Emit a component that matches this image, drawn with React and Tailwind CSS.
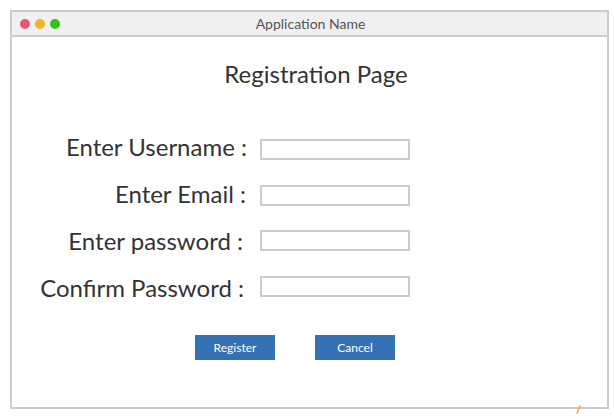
export default function App() {
  const fields = [
    { text: 'Enter Username :', pad: 'pr-0' },
    { text: 'Enter Email :', pad: 'pr-[1px]' },
    { text: 'Enter password :', pad: 'pr-[4px]' },
    { text: 'Confirm Password :', pad: 'pr-[3px]' },
  ];

  return (
    <div className="relative w-[614px] h-[418px] bg-white pt-[10px] pl-[10px]" style={{ fontFamily: 'Lato, "Open Sans", sans-serif' }}>
      <div className="w-[599px] h-[399px] border-2 border-[#cccccc] flex flex-col">
        <div className="relative h-[25px] bg-[#f0f0f0] border-b-2 border-[#cccccc] flex items-center pl-[8px] gap-[5px]">
          <span className="w-[10px] h-[10px] rounded-full bg-[#e9596a]" />
          <span className="w-[10px] h-[10px] rounded-full bg-[#f0b52a]" />
          <span className="w-[10px] h-[10px] rounded-full bg-[#33bf1f]" />
          <div className="absolute inset-0 flex items-center justify-center pl-[2px] text-[14px] text-[#555555]">
            Application Name
          </div>
        </div>

        <h1 className="mt-[22px] pl-[13px] text-center text-[24px] leading-[30px] text-[#333333]">Registration Page</h1>

        <div className="mt-[44px] flex items-start">
          <div className="w-[235px] flex flex-col gap-[19px]">
            {fields.map(f => (
              <label key={f.text} className={`${f.pad} text-right text-[24px] leading-[28px] text-[#333333] whitespace-nowrap`}>{f.text}</label>
            ))}
          </div>
          <div className="ml-[13px] mt-[6px] flex flex-col gap-[24.5px]">
            {fields.map(f => (
              <div key={f.text} className="w-[150px] h-[21px] border-2 border-[#cccccc] bg-white" />
            ))}
          </div>
        </div>

        <div className="mt-[33px] pl-[183px] flex gap-[40px]">
          <button className="w-[80px] h-[25px] bg-[#3571b5] text-white text-[12px]">Register</button>
          <button className="w-[80px] h-[25px] bg-[#3571b5] text-white text-[12px]">Cancel</button>
        </div>
      </div>

      <svg className="absolute left-[575px] top-[405px]" width="8" height="10" viewBox="0 0 8 10">
        <path d="M5 1 L2 8" stroke="#f4a33c" strokeWidth="1.5" strokeLinecap="round" />
      </svg>
    </div>
  );
}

Request — Copy the whole of the material above exactly, but not its images.

Written solution —
Emit a component that matches this image, drawn with React and Tailwind CSS.
export default function App() {
  const fields = [
    { text: 'Enter Username :', pad: 'pr-0' },
    { text: 'Enter Email :', pad: 'pr-[1px]' },
    { text: 'Enter password :', pad: 'pr-[4px]' },
    { text: 'Confirm Password :', pad: 'pr-[3px]' },
  ];

  return (
    <div className="relative w-[614px] h-[418px] bg-white pt-[10px] pl-[10px]" style={{ fontFamily: 'Lato, "Open Sans", sans-serif' }}>
      <div className="w-[599px] h-[399px] border-2 border-[#cccccc] flex flex-col">
        <div className="relative h-[25px] bg-[#f0f0f0] border-b-2 border-[#cccccc] flex items-center pl-[8px] gap-[5px]">
          <span className="w-[10px] h-[10px] rounded-full bg-[#e9596a]" />
          <span className="w-[10px] h-[10px] rounded-full bg-[#f0b52a]" />
          <span className="w-[10px] h-[10px] rounded-full bg-[#33bf1f]" />
          <div className="absolute inset-0 flex items-center justify-center pl-[2px] text-[14px] text-[#555555]">
            Application Name
          </div>
        </div>

        <h1 className="mt-[22px] pl-[13px] text-center text-[24px] leading-[30px] text-[#333333]">Registration Page</h1>

        <div className="mt-[44px] flex items-start">
          <div className="w-[235px] flex flex-col gap-[19px]">
            {fields.map(f => (
              <label key={f.text} className={`${f.pad} text-right text-[24px] leading-[28px] text-[#333333] whitespace-nowrap`}>{f.text}</label>
            ))}
          </div>
          <div className="ml-[13px] mt-[6px] flex flex-col gap-[24.5px]">
            {fields.map(f => (
              <div key={f.text} className="w-[150px] h-[21px] border-2 border-[#cccccc] bg-white" />
            ))}
          </div>
        </div>

        <div className="mt-[33px] pl-[183px] flex gap-[40px]">
          <button className="w-[80px] h-[25px] bg-[#3571b5] text-white text-[12px]">Register</button>
          <button className="w-[80px] h-[25px] bg-[#3571b5] text-white text-[12px]">Cancel</button>
        </div>
      </div>

      <svg className="absolute left-[575px] top-[405px]" width="8" height="10" viewBox="0 0 8 10">
        <path d="M5 1 L2 8" stroke="#f4a33c" strokeWidth="1.5" strokeLinecap="round" />
      </svg>
    </div>
  );
}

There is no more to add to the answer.